The effect of object size

Not surprisingly, all methods do much better on large objects. Even though SSD models typically have (very) poor performance on small objects, they are competitive with Faster RCNN and R-FCN on large objects, even outperforming these meta-architectures for the faster and more lightweight feature extractors as the following figure illustrated.

The effect of image size

Decreasing resolution by a factor of two in both dimensions consistently lowers accuracy (by 15.88% on average) but also reduces inference time by a relative factor of 27.4% on average.

Strong performance on small objects implies strong performance on large objects, but not vice-versa as SSD models do well
on large objects but not small.

The effect of the number of proposals

For Faster R-CNN, reducing proposals help accelerating prediction significantly because the computation of box classifier is correlated with the number of the proposals. The interesting thing is that Inception Resnet, which has 35.4% mAP with 300 proposals can still have surprisingly high accuracy (29% mAP) with only 10 proposals.

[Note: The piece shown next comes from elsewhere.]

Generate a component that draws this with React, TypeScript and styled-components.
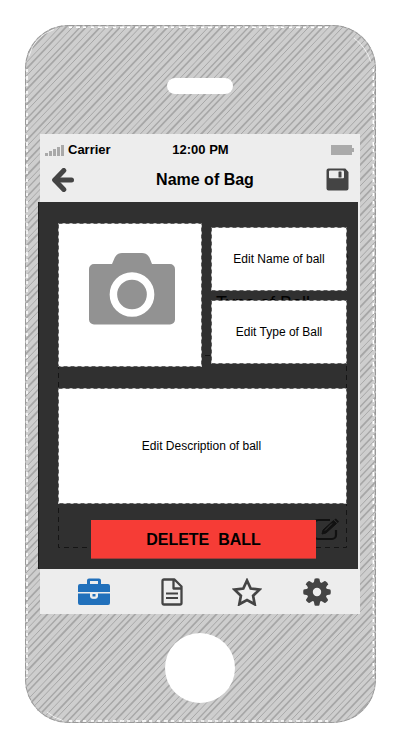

The sweet spot is probably at 50 proposals.

For R-FCN, computational savings from using fewer proposals are minimal, because the box classifier is only run once per image. At 100 proposals, the speed and accuracy for Faster R-CNN models with ResNet becomes roughly comparable to that of equivalent R-FCN models which use 300 proposals in both mAP and GPU speed.

The following figure shows the observation, in which solid lines shows the relation between number of proposals and mAP, while dotted lines shows that of GPU inference time.

Others

The paper also discussed the FLOPs and Memories. The observations in these parts are sort of obvious for the practitioner. Another observation is that Good localization at .75 IOU means good localization at all IOU thresholds.